The conclusion, therefore, is this. As per a majority in Puttaswamy, privacy infringements under Article 21 must satisfy the proportionality standard – a familiar standard of review that is used across the world to check State infringement of individual rights. While the requirements of a “law”, a “legitimate purpose”, and “procedural guarantees against abuse” are straightforward enough, the real bite of the proportionality standard lies in the requirement that the law be “necessary in a democratic society”, and be proportionate. This places an affirmative burden upon the State not only to demonstrate a rational connection between the law and its goals, but also to show that the law minimally infringes rights.
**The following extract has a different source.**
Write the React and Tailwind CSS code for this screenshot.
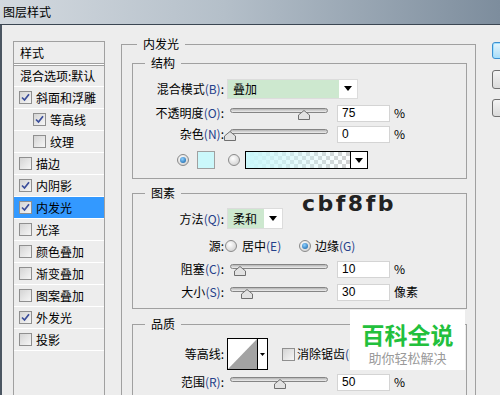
import React from 'react';

const Check = ({ checked }) => (
    <span className="w-[13px] h-[13px] border border-[#8f8f8f] bg-[linear-gradient(135deg,#d4d4d4,#f6f6f6)] flex items-center justify-center shrink-0">
        {checked && (
            <svg width="9" height="9" viewBox="0 0 9 9">
                <path d="M1 4.5 L3.5 7 L8 1.2" stroke="#3a4d9a" strokeWidth="1.7" fill="none" />
            </svg>
        )}
    </span>
);

const Radio = ({ on }) => (
    <span className="w-[12px] h-[12px] rounded-full border border-[#8a8a8a] bg-[radial-gradient(circle_at_40%_35%,#ffffff,#c8c8c8)] flex items-center justify-center shrink-0">
        {on && <span className="w-[6px] h-[6px] rounded-full bg-[radial-gradient(circle_at_40%_35%,#8fd0ff,#0a5aa0)]" />}
    </span>
);

const Arrow = () => (
    <svg width="8" height="5" viewBox="0 0 8 5">
        <path d="M0 0 H8 L4 5 Z" fill="#000" />
    </svg>
);

const Label = ({ text, keyChar }) => (
    <span className="w-[91px] text-right shrink-0 whitespace-nowrap">
        {text}
        {keyChar && <span className="text-[#24408a]">({keyChar})</span>}:
    </span>
);

const Slider = ({ pos }) => (
    <div className="relative w-[98px] h-[20px] ml-[6px] shrink-0">
        <div className="absolute left-0 right-0 top-[5px] h-[5px] rounded-full border border-[#858585] bg-[linear-gradient(#b5b5b5,#eeeeee)]" />
        <svg className="absolute top-[7px]" style={{ left: pos - 6 }} width="12" height="10" viewBox="0 0 12 10">
            <path d="M0.5 9.5 V5 L6 0.5 L11.5 5 V9.5 Z" fill="#e2e2e2" stroke="#6f6f6f" />
        </svg>
    </div>
);

const NumBox = ({ value }) => (
    <div className="ml-[9px] w-[53px] h-[17px] border border-[#d4d4d4] bg-white pl-[4px] text-[12px] leading-[15px] font-['Liberation_Sans'] shrink-0">
        {value}
    </div>
);

const SliderRow = ({ text, keyChar, pos, value, unit, className }) => (
    <div className={`flex items-center h-[20px] ${className}`}>
        <Label text={text} keyChar={keyChar} />
        <Slider pos={pos} />
        <NumBox value={value} />
        <span className="ml-[4px]">{unit}</span>
    </div>
);

const styles = [
    { name: '斜面和浮雕', checked: true },
    { name: '等高线', checked: true, indent: true },
    { name: '纹理', checked: false, indent: true },
    { name: '描边', checked: false },
    { name: '内阴影', checked: true },
    { name: '内发光', checked: true, active: true },
    { name: '光泽', checked: false },
    { name: '颜色叠加', checked: false },
    { name: '渐变叠加', checked: false },
    { name: '图案叠加', checked: false },
    { name: '外发光', checked: true },
    { name: '投影', checked: false },
];

export default function App() {
    return (
        <div className="relative w-[500px] h-[395px] overflow-hidden bg-[#ededed] text-[12px] leading-[14px] text-black font-['Noto_Sans_CJK_SC',sans-serif]">
            {/* Title bar */}
            <div className="h-[25px] border-b border-[#3b4652] bg-[linear-gradient(to_right,#d3d9df,#b4bfc9_45%,#7d8d9d)] flex items-center pl-[3px]">
                <span className="text-[12px]">图层样式</span>
            </div>

            <div className="flex items-start border-l-[2px] border-[#4b5662] h-[370px]">
                {/* Style list */}
                <div className="ml-[11px] mt-[16px] w-[92px] h-[360px] shrink-0 border border-b-0 border-[#a0a0a0]">
                    <div className="h-[21px] flex items-center pl-[6px]">样式</div>
                    <div className="h-[3px] border-y border-[#a0a0a0] bg-white" />
                    <div className="h-[21px] flex items-center pl-[6px] border-b border-white whitespace-nowrap">混合选项:默认</div>
                    {styles.map(s => (
                        <div
                            key={s.name}
                            className={`h-[22px] flex items-center gap-[4px] border-b border-white ${s.indent ? 'pl-[19px]' : 'pl-[5px]'} ${s.active ? 'bg-[#3399ff]' : ''}`}
                        >
                            <Check checked={s.checked} />
                            <span>{s.name}</span>
                        </div>
                    ))}
                </div>

                {/* Inner glow panel */}
                <fieldset className="ml-[16px] mt-[12px] w-[355px] h-[380px] shrink-0 border border-[#a0a0a0] pl-[10px] pr-[8px] pt-[5px]">
                    <legend className="ml-[5px] px-[6px] leading-[14px]">内发光</legend>

                    <fieldset className="border border-[#a0a0a0] pb-[8px]">
                        <legend className="ml-[12px] px-[6px] leading-[14px]">结构</legend>
                        <div className="flex items-center h-[21px] mt-[8px]">
                            <Label text="混合模式" keyChar="B" />
                            <div className="ml-[3px] w-[131px] h-[20px] flex border border-[#dcdcdc] bg-white shrink-0">
                                <div className="flex-1 bg-[#cde8cf] flex items-center pl-[5px]">叠加</div>
                                <div className="w-[18px] flex items-center justify-center">
                                    <Arrow />
                                </div>
                            </div>
                        </div>
                        <SliderRow className="mt-[4px]" text="不透明度" keyChar="O" pos={74} value="75" unit="%" />
                        <SliderRow className="mt-[1px]" text="杂色" keyChar="N" pos={0} value="0" unit="%" />
                        <div className="flex items-center h-[20px] mt-[6px] pl-[44px]">
                            <Radio on />
                            <div className="ml-[8px] w-[18px] h-[18px] border border-[#a0a0a0] bg-[#cbf8fb]" />
                            <div className="ml-[13px]">
                                <Radio />
                            </div>
                            <div className="ml-[5px] w-[123px] h-[18px] flex border border-black">
                                <div className="flex-1 bg-[linear-gradient(to_right,#cbf8fb,rgba(203,248,251,0)),repeating-conic-gradient(#d2d2d2_0%_25%,#ffffff_0%_50%)] bg-[length:100%_100%,8px_8px]" />
                                <div className="w-[17px] border-l border-black bg-white flex items-center justify-center">
                                    <Arrow />
                                </div>
                            </div>
                        </div>
                    </fieldset>

                    <fieldset className="mt-[7px] border border-[#a0a0a0] pb-[6px]">
                        <legend className="ml-[12px] px-[6px] leading-[14px]">图素</legend>
                        <div className="flex items-center h-[21px] mt-[8px]">
                            <Label text="方法" keyChar="Q" />
                            <div className="ml-[3px] w-[56px] h-[21px] flex border border-[#dcdcdc] bg-white shrink-0">
                                <div className="flex-1 bg-[#cde8cf] flex items-center pl-[5px]">柔和</div>
                                <div className="w-[18px] flex items-center justify-center">
                                    <Arrow />
                                </div>
                            </div>
                        </div>
                        <div className="flex items-center h-[20px] mt-[7px]">
                            <Label text="源" />
                            <div className="ml-[1px] w-[74px] flex items-center gap-[5px]">
                                <Radio />
                                <span>居中<span className="text-[#24408a]">(E)</span></span>
                            </div>
                            <div className="flex items-center gap-[4px]">
                                <Radio on />
                                <span>边缘<span className="text-[#24408a]">(G)</span></span>
                            </div>
                        </div>
                        <SliderRow className="mt-[3px]" text="阻塞" keyChar="C" pos={10} value="10" unit="%" />
                        <SliderRow className="mt-[3px]" text="大小" keyChar="S" pos={17} value="30" unit="像素" />
                    </fieldset>

                    <fieldset className="mt-[8px] h-[90px] border border-[#a0a0a0]">
                        <legend className="ml-[12px] px-[6px] leading-[14px]">品质</legend>
                        <div className="flex items-center h-[32px] mt-[7px]">
                            <Label text="等高线" />
                            <div className="ml-[3px] w-[41px] h-[32px] flex border border-black bg-white shrink-0">
                                <svg width="29" height="30" viewBox="0 0 29 30" className="shrink-0">
                                    <path d="M0 30 L29 0 V30 Z" fill="#a3a3a3" />
                                </svg>
                                <div className="flex-1 border-l border-black flex items-center justify-center">
                                    <svg width="5" height="3" viewBox="0 0 5 3">
                                        <path d="M0 0 H5 L2.5 3 Z" fill="#000" />
                                    </svg>
                                </div>
                            </div>
                            <div className="ml-[14px] flex items-center gap-[2px]">
                                <Check />
                                <span className="whitespace-nowrap">消除锯齿<span className="text-[#24408a]">(L)</span></span>
                            </div>
                        </div>
                        <SliderRow className="mt-[2px]" text="范围" keyChar="R" pos={50} value="50" unit="%" />
                    </fieldset>
                </fieldset>

                {/* Dialog buttons */}
                <div className="ml-[16px] mt-[17px] flex flex-col shrink-0">
                    <div className="w-[80px] h-[17px] rounded-[3px] border border-[#3c8fd0] bg-[linear-gradient(#e8f6fd,#a9dcf7)] shadow-[inset_0_0_0_1px_#9fe0ff]" />
                    <div className="mt-[11px] w-[80px] h-[19px] rounded-[3px] border border-[#707070] bg-[linear-gradient(#f4f4f4,#dadada)]" />
                    <div className="mt-[10px] w-[80px] h-[18px] rounded-[3px] border border-[#707070] bg-[linear-gradient(#f4f4f4,#dadada)]" />
                </div>
            </div>

            {/* Colour annotation */}
            <div className="absolute left-[302px] top-[190px] text-[22px] leading-[28px] font-bold tracking-[2.5px] text-[#222] font-['DejaVu_Sans']">
                cbf8fb
            </div>

            {/* Watermark */}
            <div className="absolute left-[350px] top-[310px] w-[115px] h-[60px] bg-white flex flex-col items-center pt-[11px]">
                <span className="text-[23px] leading-[27px] font-bold text-[#22c03c]">百科全说</span>
                <span className="mt-[2px] text-[13px] leading-[16px] text-[#9a9a9a]">助你轻松解决</span>
            </div>
        </div>
    );
}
Or, to put it another way, if the Petitioners can show that the State can achieve its goals without infringing upon privacy to the extent that it is doing, the State’s law must fall. Note, of course, that under this standard, the burden is not upon the Petitioners – once an infringement of privacy is shown, it is for the State to demonstrate necessity and proportionality. And this standard – as we have seen – is not based upon judicial deference, but upon rigorous judicial review. The Court might defer to an extent when it comes to the question of whether the State’s purpose is legitimate or not – however, while assessing proportionality, the State must be held to high standards, with the Court requiring demonstrable and genuine evidence to back up its claims that is measures are necessary and proportionate.
In my view, therefore, Justice Kaul’s four-factor test – which is a clarification and a clearer articulation of the plurality’s proportionality standard – is now the law of the land when it comes to assessing the constitutionality of privacy violations. It is a powerful and effective test, which achieves the correct balance between individual rights and the State’s interest. What remains to be seen is how the Court will now apply the test in the concrete constitutional challenges that shall soon be before it.